Edit: Based on your more recent comments, it sounds like you're probably running into hardware variations that cause DBAN to run slower (on older hardware) or faster (on newer hardware). Any other program that performs a thorough disk wipe will probably be similarly slow when wiping a hard drive that's either very large or connected via a slower interface. Of course, wiping a small drive over a slower interface (e.g., 80 GB IDE) may still be faster than wiping a much larger drive on a faster interface (e.g., 1 TB SATA).




It depends on how paranoid you are. Generally, the extremely long-running disk wiping utilities do an extremely thorough job wiping the drives clean so there's virtually zero chance even the most advanced data recovery techniques would be able to use any residual magnetism to reconstruct the old data.



If you are giving away the drives and they contained any sensitive information whatsoever, you're better off safe than sorry--go with a more thorough wipe over the course of days. If there really isn't anything sensitive on the drives, or if you're just taking them out of service for reuse later, you're probably safe using a faster, less thorough wipe.

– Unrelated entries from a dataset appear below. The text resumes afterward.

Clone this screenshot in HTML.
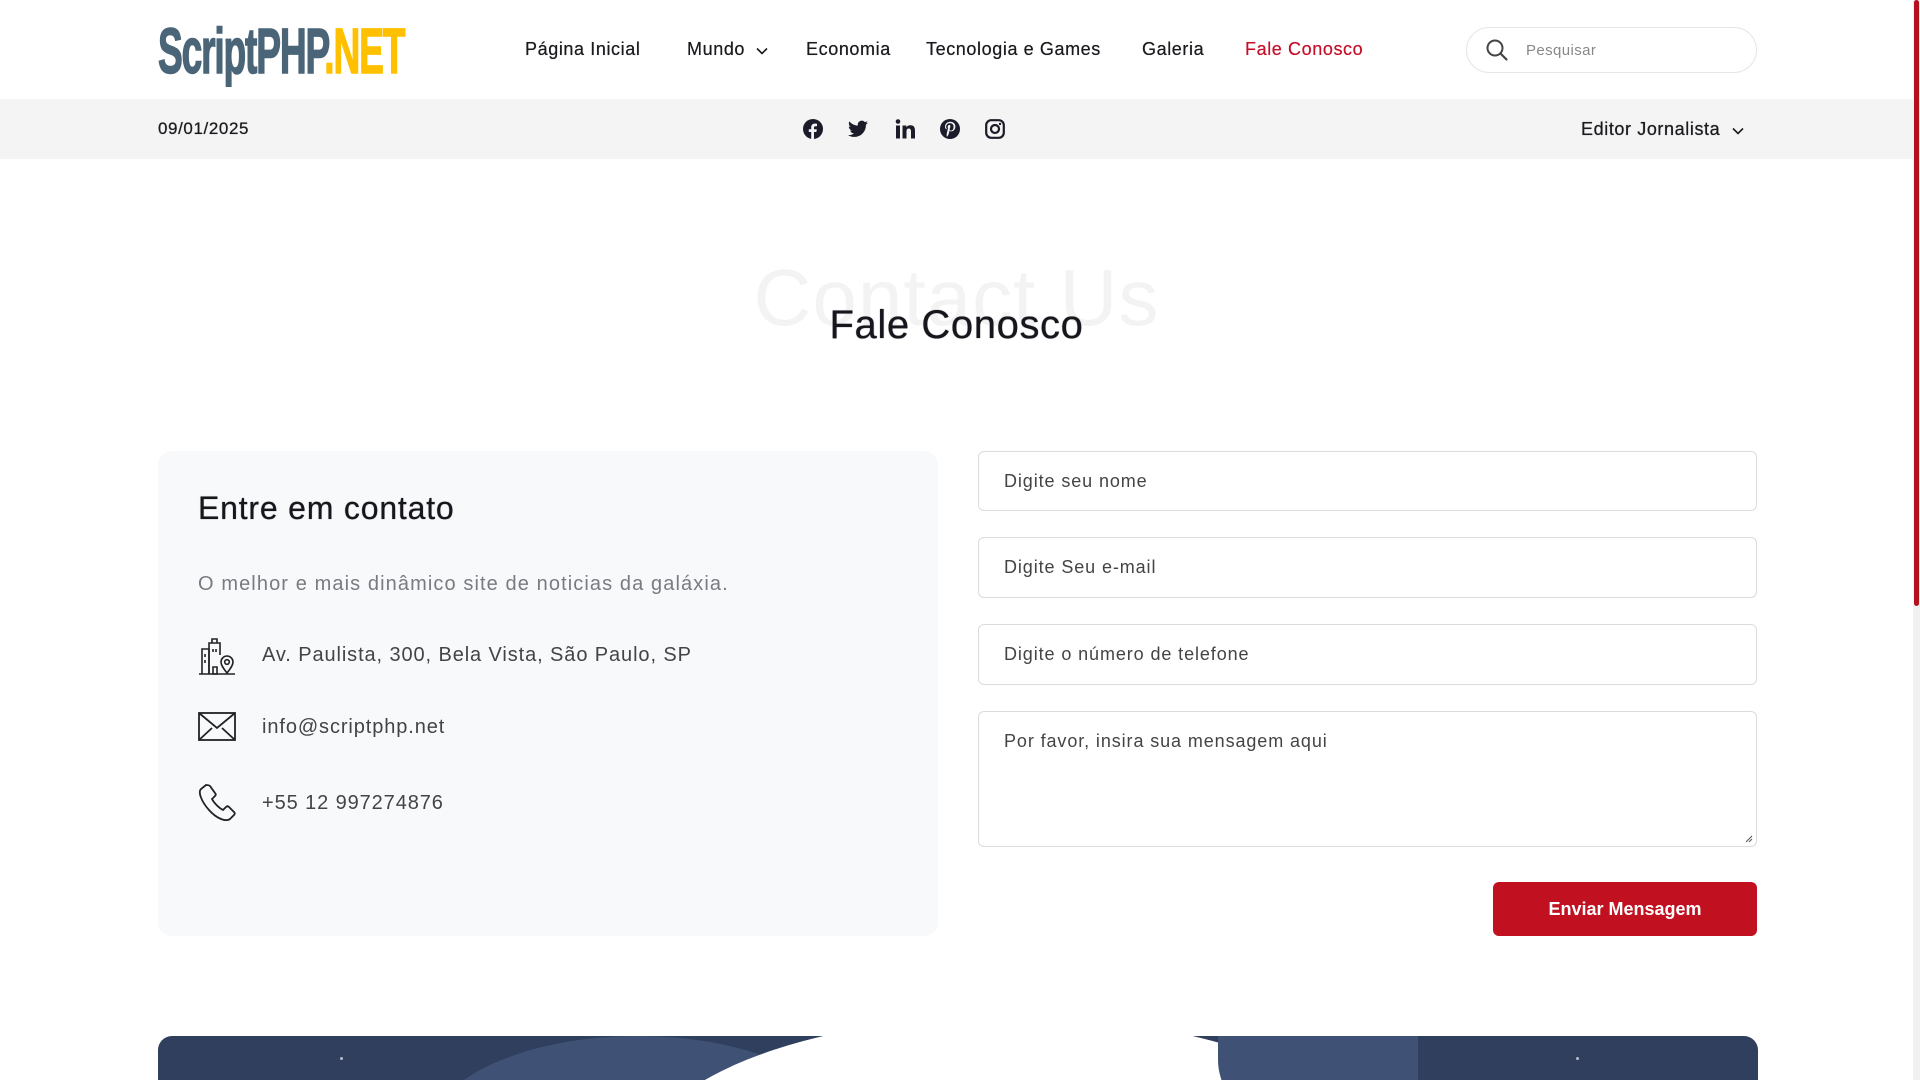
<!DOCTYPE html>
<html><head><meta charset="utf-8"><style>
*{margin:0;padding:0;box-sizing:border-box}
html,body{width:1920px;height:1080px;overflow:hidden}
body{background:#fff;font-family:"Liberation Sans",sans-serif;color:#1b1b1f;position:relative}
.abs{position:absolute}
.nav a{position:absolute;top:39px;font-size:18px;color:#1b1b1f;text-decoration:none;white-space:nowrap;letter-spacing:0.6px;text-shadow:0 0 0.5px #1b1b1f}
.topbar{position:absolute;left:0;top:99px;width:1913px;height:60px;background:#f4f4f4}
.inp{position:absolute;left:978px;width:779px;border:1px solid #dcdcdc;border-radius:6px;background:#fff;font-size:18px;color:#444;padding-left:25px;letter-spacing:0.9px}
.row{position:absolute;left:198px;font-size:20px;color:#444;letter-spacing:0.9px}
.row span{position:absolute;left:64px;white-space:nowrap}
</style></head><body>
<div class="abs" style="left:158px;top:16px;height:70px;width:260px;overflow:visible">
<div style="font-family:'Liberation Sans Narrow','Liberation Sans',sans-serif;font-weight:bold;font-size:64px;line-height:70px;letter-spacing:-2px;transform:scaleX(0.58);transform-origin:left;white-space:nowrap;color:#4a6478;-webkit-text-stroke:1.5px #4a6478">ScriptPHP<span style="color:#ffc000;-webkit-text-stroke:1.5px #ffc000">.NET</span></div>
</div>
<div class="nav">
<a style="left:525px">Página Inicial</a>
<a style="left:687px">Mundo <svg width="12" height="8" viewBox="0 0 12 8" style="margin-left:5px"><path d="M1 1.5l5 5 5-5" fill="none" stroke="#1b1b1f" stroke-width="1.6"/></svg></a>
<a style="left:806px">Economia</a>
<a style="left:926px">Tecnologia e Games</a>
<a style="left:1142px">Galeria</a>
<a style="left:1245px;color:#c4102b;text-shadow:0 0 0.5px #c4102b">Fale Conosco</a>
</div>
<div class="abs" style="left:1466px;top:27px;width:291px;height:46px;border:1px solid #e6e6e6;border-radius:23px">
<svg class="abs" style="left:18px;top:10px" width="24" height="24" viewBox="0 0 24 24"><circle cx="10" cy="10" r="7.5" fill="none" stroke="#444" stroke-width="2"/><path d="M15.5 15.5l6 6" stroke="#444" stroke-width="2.2" stroke-linecap="round"/></svg>
<div class="abs" style="left:59px;top:14px;font-size:15px;color:#888;letter-spacing:0.4px">Pesquisar</div>
</div>
<div class="topbar">
<div class="abs" style="left:158px;top:20px;font-size:17px;letter-spacing:0.6px;text-shadow:0 0 0.6px #1b1b1f">09/01/2025</div>
<svg class="abs" style="left:803px;top:20px" width="20" height="20" viewBox="0 0 20 20"><circle cx="10" cy="10" r="10" fill="#1b1b2a"/><path d="M11 20v-7h2.4l.4-2.8H11V8.5c0-.8.3-1.3 1.4-1.3H14V4.7c-.3 0-1.2-.1-2.2-.1-2.2 0-3.6 1.3-3.6 3.7v1.9H5.8V13h2.4v7z" fill="#f4f4f4"/></svg>
<svg class="abs" style="left:848px;top:21px" width="20" height="18" viewBox="0 0 24 20"><path d="M24 2.4c-.9.4-1.8.7-2.8.8 1-.6 1.8-1.6 2.2-2.7-1 .6-2 1-3.1 1.2C19.3.7 18 0 16.6 0c-2.7 0-4.9 2.2-4.9 4.9 0 .4 0 .8.1 1.1C7.7 5.8 4.1 3.9 1.7.9c-.4.7-.7 1.6-.7 2.5 0 1.7.9 3.2 2.2 4.1-.8 0-1.6-.2-2.2-.6v.1c0 2.4 1.7 4.4 3.9 4.8-.4.1-.8.2-1.3.2-.3 0-.6 0-.9-.1.6 2 2.4 3.4 4.6 3.4-1.7 1.3-3.8 2.1-6.1 2.1-.4 0-.8 0-1.2-.1 2.2 1.4 4.8 2.2 7.5 2.2 9.1 0 14-7.5 14-14v-.6c1-.7 1.8-1.6 2.4-2.5z" fill="#1b1b2a"/></svg>
<svg class="abs" style="left:895px;top:20px" width="20" height="20" viewBox="0 0 20 20"><rect x="1" y="6.5" width="4" height="13" fill="#1b1b2a"/><circle cx="3" cy="2.5" r="2.3" fill="#1b1b2a"/><path d="M7.5 6.5h3.8v1.8c.6-1.1 2-2.1 4-2.1 4 0 4.7 2.6 4.7 6v7.3h-4v-6.5c0-1.5 0-3.5-2.1-3.5s-2.4 1.6-2.4 3.4v6.6h-4z" fill="#1b1b2a"/></svg>
<svg class="abs" style="left:940px;top:20px" width="20" height="20" viewBox="0 0 20 20"><circle cx="10" cy="10" r="10" fill="#1b1b2a"/><path d="M9.3 12.6c-.4 2-1 3.9-2.2 5l-.4-.1c-.1-1.6 0-2.7.4-4.4l.9-3.8s-.3-.5-.3-1.3c0-1.2.7-2.1 1.6-2.1.7 0 1.1.6 1.1 1.2 0 .8-.5 1.9-.7 2.9-.2.9.4 1.6 1.3 1.6 1.5 0 2.6-1.6 2.6-4 0-2.1-1.5-3.5-3.6-3.5-2.5 0-3.9 1.8-3.9 3.7 0 .8.3 1.6.7 2l-.2.7c-1-.5-1.6-1.7-1.6-2.8 0-2.6 1.9-5 5.4-5 2.8 0 5 2 5 4.7 0 2.8-1.8 5-4.2 5-.8 0-1.6-.4-1.9-.9z" fill="#f4f4f4"/></svg>
<svg class="abs" style="left:985px;top:20px" width="20" height="20" viewBox="0 0 20 20"><rect x="1.2" y="1.2" width="17.6" height="17.6" rx="5" fill="none" stroke="#1b1b2a" stroke-width="2.2"/><circle cx="10" cy="10" r="4" fill="none" stroke="#1b1b2a" stroke-width="2.2"/><circle cx="15" cy="5" r="1.2" fill="#1b1b2a"/></svg>
<div class="abs" style="left:1581px;top:20px;font-size:18px;white-space:nowrap;letter-spacing:0.6px;text-shadow:0 0 0.6px #1b1b1f">Editor Jornalista <svg width="12" height="8" viewBox="0 0 12 8" style="margin-left:6px"><path d="M1 1.5l5 5 5-5" fill="none" stroke="#1b1b1f" stroke-width="1.6"/></svg></div>
</div>
<div class="abs" style="left:0;width:1913px;top:252px;text-align:center;font-size:80px;color:#f3f3f3;letter-spacing:1px">Contact Us</div>
<div class="abs" style="left:0;width:1913px;top:303px;text-align:center;font-size:40px;color:#16161c;letter-spacing:0.6px;text-shadow:0 0 0.8px #16161c">Fale Conosco</div>
<div class="abs" style="left:158px;top:451px;width:780px;height:485px;background:#f8f9fb;border-radius:14px"></div>
<div class="abs" style="left:198px;top:490px;font-size:32px;color:#16161c;letter-spacing:0.8px;text-shadow:0 0 0.7px #16161c">Entre em contato</div>
<div class="abs" style="left:198px;top:573px;font-size:20px;color:#7a7a82;letter-spacing:1.1px">O melhor e mais dinâmico site de noticias da galáxia.</div>
<div class="row" style="top:637px"><svg width="38" height="38" viewBox="0 0 38 38" fill="none" stroke="#222" stroke-width="1.6"><path d="M1 37h36"/><path d="M4 37V12h7V37"/><path d="M11 37V6h11v12"/><path d="M14 6V2h5v4"/><path d="M15 12v3M18 12v3M7 17v3M7 23v3M15 30v7h4v-7z"/><path d="M29 36c-4-5-6-8-6-11a6 6 0 0112 0c0 3-2 6-6 11z"/><circle cx="29" cy="25" r="2.3"/></svg><span style="top:7px">Av. Paulista, 300, Bela Vista, São Paulo, SP</span></div>
<div class="row" style="top:712px"><svg width="38" height="30" viewBox="0 0 38 30" fill="none" stroke="#222" stroke-width="1.8"><rect x="1" y="1" width="36" height="27"/><path d="M1 1l18 15 18-15M1 28l13-12M37 28l-13-12"/></svg><span style="top:4px">info@scriptphp.net</span></div>
<div class="row" style="top:783px"><svg width="38" height="38" viewBox="0 0 38 38" fill="none" stroke="#222" stroke-width="1.8"><path d="M8 2l-5 4c-3 3 0 12 8 21s17 12 21 9l4-4c1-1 1-2 0-3l-5-5c-1-1-2-1-3 0l-3 3c-4-2-9-7-11-11l3-3c1-1 1-2 0-3l-5-7c-1-1-3-1-4-1z"/></svg><span style="top:9px">+55 12 997274876</span></div>
<div class="inp" style="top:451px;height:60px;line-height:58px">Digite seu nome</div>
<div class="inp" style="top:537px;height:61px;line-height:59px">Digite Seu e-mail</div>
<div class="inp" style="top:624px;height:61px;line-height:59px">Digite o número de telefone</div>
<div class="inp" style="top:711px;height:136px;padding-top:19px">Por favor, insira sua mensagem aqui
<svg class="abs" style="right:3px;bottom:3px" width="10" height="10" viewBox="0 0 10 10"><path d="M9 3L3 9M9 6L6 9" stroke="#555" stroke-width="1"/></svg></div>
<div class="abs" style="left:1493px;top:882px;width:264px;height:54px;background:#c1101f;border-radius:6px;color:#fff;font-size:18px;font-weight:bold;text-align:center;line-height:54px">Enviar Mensagem</div>
<div class="abs" style="left:158px;top:1036px;width:1600px;height:44px;background:#2f3f5d;border-radius:14px 14px 0 0;overflow:hidden">
<div class="abs" style="left:270px;top:0;width:420px;height:200px;border-radius:50%;background:#3f5275"></div>
<div class="abs" style="left:480px;top:-20px;width:740px;height:300px;border-radius:50%;background:#fff"></div>
<div class="abs" style="left:1060px;top:0;width:200px;height:120px;border-radius:0 0 0 80%;background:#3f5275"></div>
<div class="abs" style="left:182px;top:21px;width:3px;height:3px;background:#bbc;border-radius:50%"></div>
<div class="abs" style="left:1418px;top:21px;width:3px;height:3px;background:#bbc;border-radius:50%"></div>
</div>
<div class="abs" style="left:1913px;top:0;width:7px;height:1080px;background:#f1f1f1"></div>
<div class="abs" style="left:1914px;top:0;width:5px;height:606px;background:#b5101d;border-radius:3px"></div>
</body></html>
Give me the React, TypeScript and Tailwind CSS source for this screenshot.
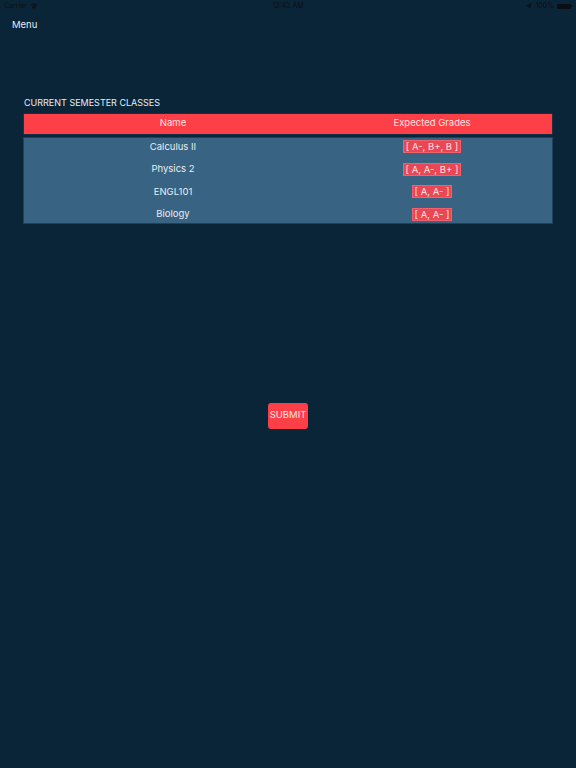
const classes = [
  { name: "Calculus II", grades: "[ A-, B+, B ]" },
  { name: "Physics 2", grades: "[ A, A-, B+ ]" },
  { name: "ENGL101", grades: "[ A, A- ]" },
  { name: "Biology", grades: "[ A, A- ]" },
];

function StatusBar() {
  return (
    <div className="h-[12px] flex items-center justify-between px-[4px] text-[7px] text-[#0a0f14]">
      <div className="flex items-center gap-[3px] w-[120px]">
        <span>Carrier</span>
        <svg width="8" height="6" viewBox="0 0 16 12" fill="currentColor">
          <path d="M8 12 L5.2 8.8 A4 4 0 0 1 10.8 8.8 Z" />
          <path d="M3.6 7 A6.5 6.5 0 0 1 12.4 7 L11.2 8.3 A4.8 4.8 0 0 0 4.8 8.3 Z" />
          <path d="M1.2 4.4 A10 10 0 0 1 14.8 4.4 L13.6 5.7 A8.2 8.2 0 0 0 2.4 5.7 Z" />
        </svg>
      </div>
      <span>12:43 AM</span>
      <div className="flex items-center justify-end gap-[3px] w-[120px]">
        <svg width="6" height="6" viewBox="0 0 10 10" fill="currentColor">
          <path d="M10 0 L0 4.5 L4.5 5.5 L5.5 10 Z" />
        </svg>
        <span>100%</span>
        <div className="flex items-center">
          <div className="w-[14px] h-[5px] bg-[#0a0f14] rounded-[1px]" />
          <div className="w-[1px] h-[2px] bg-[#0a0f14]" />
        </div>
      </div>
    </div>
  );
}

export default function App() {
  return (
    <main
      className="w-[576px] h-[768px] bg-[#0b2538] text-white flex flex-col"
      style={{ fontFamily: "Inter, 'Liberation Sans', sans-serif" }}
    >
      <StatusBar />

      <div className="h-[24px] flex items-center px-[12px] pt-[2px]">
        <button className="text-[9.5px] text-[#e6ecf0]">Menu</button>
      </div>

      <section className="mt-[60px] px-[23px]">
        <h2 className="text-[9px] text-[#e6ecf0] pl-[1px] mb-[3px]">CURRENT SEMESTER CLASSES</h2>

        <div className="grid grid-cols-[298px_1fr] h-[22px] items-center bg-[#fd3f47] text-[9.5px] text-[#fde2e3] border border-[#163047]">
          <div className="text-center">Name</div>
          <div className="text-center pr-[10px]">Expected Grades</div>
        </div>

        <div className="mt-[2px] h-[87px] flex flex-col justify-between pt-[2px] pb-[1px] bg-[#386382] border border-[#21405a]">
          {classes.map((c) => (
            <div key={c.name} className="grid grid-cols-[298px_1fr] h-[14px] items-center text-[9.5px] text-[#e8eef2]">
              <div className="text-center">{c.name}</div>
              <div className="flex justify-center pr-[10px]">
                <span className="bg-[#e84753] border border-[#f2606c] text-[#fde4e6] px-[2px] leading-[11px]">
                  {c.grades}
                </span>
              </div>
            </div>
          ))}
        </div>
      </section>

      <div className="mt-[179px] flex justify-center">
        <button className="w-[40px] h-[26px] rounded-[3px] bg-[#fd3f47] text-[9.5px] text-[#fde2e3]">
          SUBMIT
        </button>
      </div>
    </main>
  );
}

Personally, I usually boot off a Linux live CD and use one of the following:



dd bs=1M if=/dev/zero of=/dev/sd#


or




dd bs=1M if=/dev/urandom of=/dev/sd#


or



badblocks -wvs /dev/sd#


where /dev/sd# is the drive I'm wiping.




I didn't think it was sufficient to just write zeroes to the drive until a friend showed me The Great Zero Challenge. While there's no guarantee that writing zeroes to the drive is actually sufficient, it must be difficult enough that data recovery firms did not want to risk the negative PR associated with being unable to recover any data from the drive after it was zeroed.



If you write random data to the drive, the argument is that the random data should make recovery more difficult (similar to salting a password hash).



The badblocks -wvs command will run four wipes on the drive, writing the patterns 0xaa, 0x55, 0xff, and 0x00 across the entire disk, respectively. It also (somewhat unnecessarily) performs a read test after each full write, but if you end up finding bad blocks, you might as well just trash or recycle the drives and drill holes through the platters for maximum security.